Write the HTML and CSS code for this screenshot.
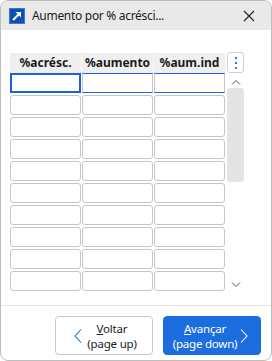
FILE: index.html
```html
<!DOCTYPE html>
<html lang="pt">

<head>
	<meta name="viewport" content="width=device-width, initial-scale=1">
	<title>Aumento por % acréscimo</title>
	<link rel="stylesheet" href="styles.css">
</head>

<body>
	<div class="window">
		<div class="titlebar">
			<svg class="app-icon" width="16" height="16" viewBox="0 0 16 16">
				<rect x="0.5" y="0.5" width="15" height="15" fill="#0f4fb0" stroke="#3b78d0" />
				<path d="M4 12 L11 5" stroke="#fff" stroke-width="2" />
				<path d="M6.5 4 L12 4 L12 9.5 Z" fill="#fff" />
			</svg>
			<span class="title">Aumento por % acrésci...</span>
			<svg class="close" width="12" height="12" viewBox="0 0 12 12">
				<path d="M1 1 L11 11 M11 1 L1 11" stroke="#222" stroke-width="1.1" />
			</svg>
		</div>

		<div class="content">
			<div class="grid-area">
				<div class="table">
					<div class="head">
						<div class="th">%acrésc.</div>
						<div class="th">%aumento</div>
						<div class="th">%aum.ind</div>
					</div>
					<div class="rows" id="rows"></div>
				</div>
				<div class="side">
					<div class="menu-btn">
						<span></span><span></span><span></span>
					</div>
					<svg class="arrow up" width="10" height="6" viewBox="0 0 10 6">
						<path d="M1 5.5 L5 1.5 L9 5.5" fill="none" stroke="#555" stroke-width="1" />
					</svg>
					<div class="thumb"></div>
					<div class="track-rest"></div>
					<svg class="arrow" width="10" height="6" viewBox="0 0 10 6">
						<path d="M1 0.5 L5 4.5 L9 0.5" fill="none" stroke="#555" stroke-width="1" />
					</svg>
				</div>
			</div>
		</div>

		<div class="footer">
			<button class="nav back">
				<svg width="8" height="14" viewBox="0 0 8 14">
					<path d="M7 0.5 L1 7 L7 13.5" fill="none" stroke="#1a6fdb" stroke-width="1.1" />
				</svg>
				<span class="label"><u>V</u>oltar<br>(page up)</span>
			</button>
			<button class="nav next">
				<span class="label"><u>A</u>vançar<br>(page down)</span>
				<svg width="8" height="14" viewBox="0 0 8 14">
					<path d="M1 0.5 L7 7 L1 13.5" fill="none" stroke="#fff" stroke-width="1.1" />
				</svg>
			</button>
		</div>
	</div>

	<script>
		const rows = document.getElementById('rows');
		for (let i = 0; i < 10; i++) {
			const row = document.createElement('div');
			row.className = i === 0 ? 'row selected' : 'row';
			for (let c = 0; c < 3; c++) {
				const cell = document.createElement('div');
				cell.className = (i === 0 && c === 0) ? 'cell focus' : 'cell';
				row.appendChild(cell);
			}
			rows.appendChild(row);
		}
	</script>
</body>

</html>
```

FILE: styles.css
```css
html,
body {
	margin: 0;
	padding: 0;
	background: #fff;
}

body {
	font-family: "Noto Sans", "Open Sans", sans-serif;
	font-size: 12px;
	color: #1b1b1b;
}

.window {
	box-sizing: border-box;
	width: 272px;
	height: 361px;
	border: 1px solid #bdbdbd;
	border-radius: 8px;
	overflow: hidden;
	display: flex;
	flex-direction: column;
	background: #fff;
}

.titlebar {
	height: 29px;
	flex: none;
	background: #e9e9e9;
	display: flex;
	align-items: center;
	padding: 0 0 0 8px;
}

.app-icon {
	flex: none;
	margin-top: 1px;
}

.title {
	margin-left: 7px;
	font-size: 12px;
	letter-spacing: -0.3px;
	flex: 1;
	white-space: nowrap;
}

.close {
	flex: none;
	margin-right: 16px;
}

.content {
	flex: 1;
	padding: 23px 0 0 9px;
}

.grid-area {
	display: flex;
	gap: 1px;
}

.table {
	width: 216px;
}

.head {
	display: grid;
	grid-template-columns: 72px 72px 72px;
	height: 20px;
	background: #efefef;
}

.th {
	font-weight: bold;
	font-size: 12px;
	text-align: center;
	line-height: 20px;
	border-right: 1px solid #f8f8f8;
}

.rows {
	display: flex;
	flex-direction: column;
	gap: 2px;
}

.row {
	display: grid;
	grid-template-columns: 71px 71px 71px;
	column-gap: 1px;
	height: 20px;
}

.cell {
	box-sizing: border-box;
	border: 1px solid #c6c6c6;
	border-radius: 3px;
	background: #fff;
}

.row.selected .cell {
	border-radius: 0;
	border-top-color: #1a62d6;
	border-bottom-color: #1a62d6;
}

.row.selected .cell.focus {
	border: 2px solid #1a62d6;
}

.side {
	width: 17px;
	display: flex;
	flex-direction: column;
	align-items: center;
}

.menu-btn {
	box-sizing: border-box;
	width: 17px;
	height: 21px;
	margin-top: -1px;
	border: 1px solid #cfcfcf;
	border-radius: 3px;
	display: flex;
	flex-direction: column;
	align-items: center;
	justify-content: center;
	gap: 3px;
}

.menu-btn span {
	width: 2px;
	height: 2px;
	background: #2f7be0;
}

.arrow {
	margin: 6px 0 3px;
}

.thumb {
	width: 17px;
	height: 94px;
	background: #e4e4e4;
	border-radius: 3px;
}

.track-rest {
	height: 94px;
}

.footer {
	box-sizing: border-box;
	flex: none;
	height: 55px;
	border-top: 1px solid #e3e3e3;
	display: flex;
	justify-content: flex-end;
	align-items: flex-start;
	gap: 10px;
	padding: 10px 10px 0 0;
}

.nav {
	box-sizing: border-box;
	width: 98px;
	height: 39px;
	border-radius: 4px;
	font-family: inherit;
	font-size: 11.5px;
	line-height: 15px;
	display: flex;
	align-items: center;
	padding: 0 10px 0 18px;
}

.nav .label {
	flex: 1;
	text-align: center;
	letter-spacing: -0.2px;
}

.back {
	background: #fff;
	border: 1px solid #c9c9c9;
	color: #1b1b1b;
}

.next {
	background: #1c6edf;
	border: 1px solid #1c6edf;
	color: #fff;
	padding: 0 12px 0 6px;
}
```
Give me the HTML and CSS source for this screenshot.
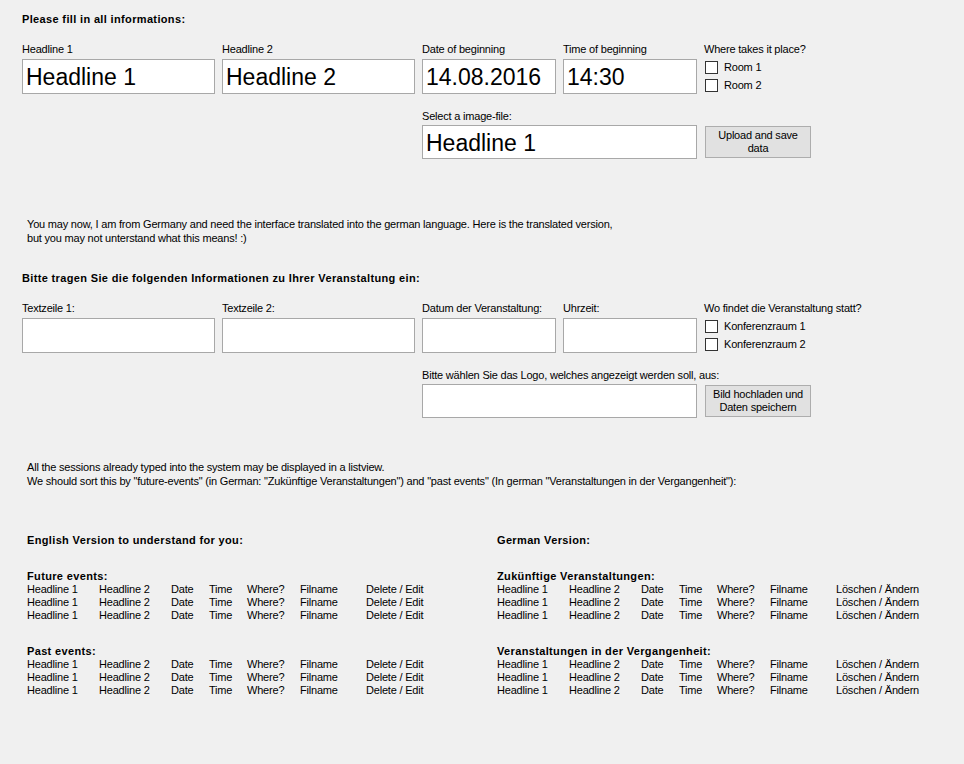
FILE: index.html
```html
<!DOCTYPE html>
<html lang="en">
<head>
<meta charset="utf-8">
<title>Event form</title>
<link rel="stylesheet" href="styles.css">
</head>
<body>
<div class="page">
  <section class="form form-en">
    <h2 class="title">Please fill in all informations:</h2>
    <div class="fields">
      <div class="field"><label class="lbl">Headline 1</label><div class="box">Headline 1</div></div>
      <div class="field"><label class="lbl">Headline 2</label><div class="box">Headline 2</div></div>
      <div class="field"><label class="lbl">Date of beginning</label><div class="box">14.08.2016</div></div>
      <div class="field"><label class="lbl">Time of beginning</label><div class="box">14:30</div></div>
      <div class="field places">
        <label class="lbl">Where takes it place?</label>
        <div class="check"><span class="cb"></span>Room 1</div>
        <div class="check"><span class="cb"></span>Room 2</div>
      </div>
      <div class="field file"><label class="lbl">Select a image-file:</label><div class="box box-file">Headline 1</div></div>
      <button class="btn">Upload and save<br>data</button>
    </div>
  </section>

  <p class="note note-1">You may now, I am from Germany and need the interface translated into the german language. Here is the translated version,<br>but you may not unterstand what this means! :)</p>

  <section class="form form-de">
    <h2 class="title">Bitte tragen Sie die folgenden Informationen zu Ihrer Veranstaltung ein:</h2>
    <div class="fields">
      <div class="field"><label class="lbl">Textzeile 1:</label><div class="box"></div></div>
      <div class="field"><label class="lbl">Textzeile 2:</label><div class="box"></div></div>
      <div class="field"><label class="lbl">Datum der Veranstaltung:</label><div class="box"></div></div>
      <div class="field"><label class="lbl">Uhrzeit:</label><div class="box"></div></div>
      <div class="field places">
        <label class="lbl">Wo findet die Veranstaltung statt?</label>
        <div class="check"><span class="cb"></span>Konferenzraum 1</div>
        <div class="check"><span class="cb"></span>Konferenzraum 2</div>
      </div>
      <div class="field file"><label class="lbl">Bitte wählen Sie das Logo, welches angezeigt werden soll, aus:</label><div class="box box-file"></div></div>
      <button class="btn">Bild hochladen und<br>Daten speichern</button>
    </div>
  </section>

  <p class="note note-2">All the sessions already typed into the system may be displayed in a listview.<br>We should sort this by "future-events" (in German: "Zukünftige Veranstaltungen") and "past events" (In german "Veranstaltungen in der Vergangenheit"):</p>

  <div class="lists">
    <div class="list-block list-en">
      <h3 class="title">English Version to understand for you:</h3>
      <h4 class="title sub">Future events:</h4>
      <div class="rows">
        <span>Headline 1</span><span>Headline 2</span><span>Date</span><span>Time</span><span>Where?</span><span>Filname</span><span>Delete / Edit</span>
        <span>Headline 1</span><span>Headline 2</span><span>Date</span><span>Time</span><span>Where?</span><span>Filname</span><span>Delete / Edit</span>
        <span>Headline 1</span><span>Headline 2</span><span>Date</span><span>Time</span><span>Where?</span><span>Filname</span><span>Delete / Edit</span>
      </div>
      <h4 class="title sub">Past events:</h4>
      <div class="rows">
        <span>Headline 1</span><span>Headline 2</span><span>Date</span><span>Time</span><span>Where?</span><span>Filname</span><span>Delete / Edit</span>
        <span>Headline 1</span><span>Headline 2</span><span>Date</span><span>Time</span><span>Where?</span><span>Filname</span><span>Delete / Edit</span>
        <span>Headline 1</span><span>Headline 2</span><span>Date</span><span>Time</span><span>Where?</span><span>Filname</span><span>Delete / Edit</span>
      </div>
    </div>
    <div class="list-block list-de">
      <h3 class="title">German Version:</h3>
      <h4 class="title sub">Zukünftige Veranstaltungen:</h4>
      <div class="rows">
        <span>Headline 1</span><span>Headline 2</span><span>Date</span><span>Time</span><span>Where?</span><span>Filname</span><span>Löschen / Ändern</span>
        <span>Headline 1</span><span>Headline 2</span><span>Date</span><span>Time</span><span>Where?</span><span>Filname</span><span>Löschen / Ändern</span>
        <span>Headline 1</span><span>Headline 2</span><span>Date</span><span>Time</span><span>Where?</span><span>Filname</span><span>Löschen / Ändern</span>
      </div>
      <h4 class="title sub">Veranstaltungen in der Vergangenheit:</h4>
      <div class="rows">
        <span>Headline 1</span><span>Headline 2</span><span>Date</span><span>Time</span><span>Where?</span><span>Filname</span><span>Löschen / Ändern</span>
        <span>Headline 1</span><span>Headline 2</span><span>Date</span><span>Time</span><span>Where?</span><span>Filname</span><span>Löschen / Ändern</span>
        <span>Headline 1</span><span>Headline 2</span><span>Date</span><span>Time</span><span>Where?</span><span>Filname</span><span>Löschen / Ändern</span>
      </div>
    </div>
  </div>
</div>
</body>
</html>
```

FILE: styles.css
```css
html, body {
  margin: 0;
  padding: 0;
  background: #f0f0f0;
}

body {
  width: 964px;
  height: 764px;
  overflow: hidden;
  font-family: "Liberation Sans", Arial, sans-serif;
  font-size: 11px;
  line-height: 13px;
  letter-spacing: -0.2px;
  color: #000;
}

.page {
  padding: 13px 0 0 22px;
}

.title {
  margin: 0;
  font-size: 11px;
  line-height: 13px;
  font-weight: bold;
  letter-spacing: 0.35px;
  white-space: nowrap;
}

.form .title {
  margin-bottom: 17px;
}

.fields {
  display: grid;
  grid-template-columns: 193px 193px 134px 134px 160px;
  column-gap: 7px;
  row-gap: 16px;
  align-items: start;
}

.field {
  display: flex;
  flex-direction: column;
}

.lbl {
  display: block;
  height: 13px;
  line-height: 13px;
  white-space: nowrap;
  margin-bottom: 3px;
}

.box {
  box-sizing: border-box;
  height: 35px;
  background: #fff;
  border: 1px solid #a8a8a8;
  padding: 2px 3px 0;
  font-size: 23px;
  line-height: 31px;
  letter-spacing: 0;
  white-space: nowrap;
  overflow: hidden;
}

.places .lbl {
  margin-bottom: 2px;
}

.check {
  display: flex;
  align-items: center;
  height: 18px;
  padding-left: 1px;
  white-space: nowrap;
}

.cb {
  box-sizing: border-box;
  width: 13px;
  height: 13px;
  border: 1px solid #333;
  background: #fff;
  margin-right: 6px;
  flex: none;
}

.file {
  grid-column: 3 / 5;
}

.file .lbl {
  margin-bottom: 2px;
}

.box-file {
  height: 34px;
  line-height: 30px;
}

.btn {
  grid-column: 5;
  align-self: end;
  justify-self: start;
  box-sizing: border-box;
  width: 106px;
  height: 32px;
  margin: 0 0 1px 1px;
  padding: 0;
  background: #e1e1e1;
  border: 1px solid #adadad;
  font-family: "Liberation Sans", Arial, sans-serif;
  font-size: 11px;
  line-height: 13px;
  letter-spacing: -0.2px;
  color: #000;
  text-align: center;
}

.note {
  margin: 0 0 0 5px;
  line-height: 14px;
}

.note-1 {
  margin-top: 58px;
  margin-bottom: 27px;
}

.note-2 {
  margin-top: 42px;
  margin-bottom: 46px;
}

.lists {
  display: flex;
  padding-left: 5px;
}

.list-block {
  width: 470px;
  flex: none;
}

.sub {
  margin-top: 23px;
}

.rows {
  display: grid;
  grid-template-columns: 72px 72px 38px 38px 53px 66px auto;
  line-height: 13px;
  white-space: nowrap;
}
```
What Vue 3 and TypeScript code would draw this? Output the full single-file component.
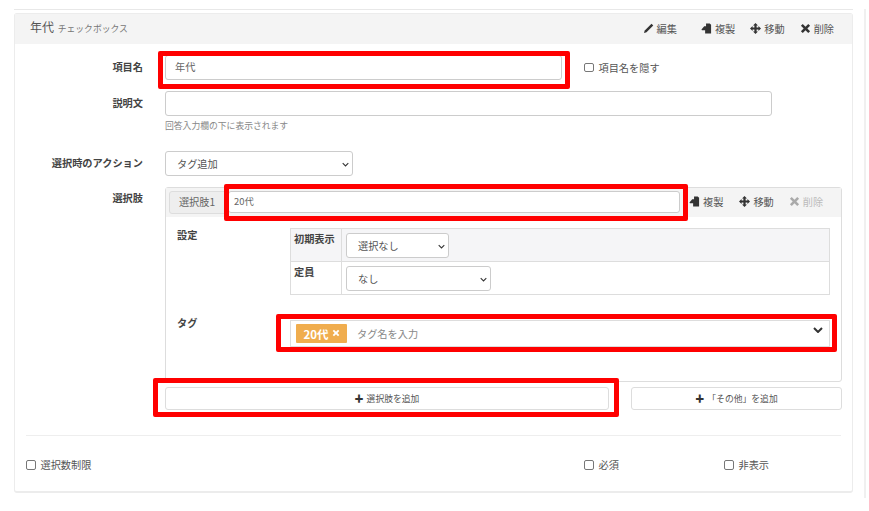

YOUR TASK: Copy out every line of the listing that contains the string "screenshot".

SOLUTION TO THE PROBLEM:
Write the HTML and CSS code for this screenshot.
Give me the HTML and CSS source for this screenshot.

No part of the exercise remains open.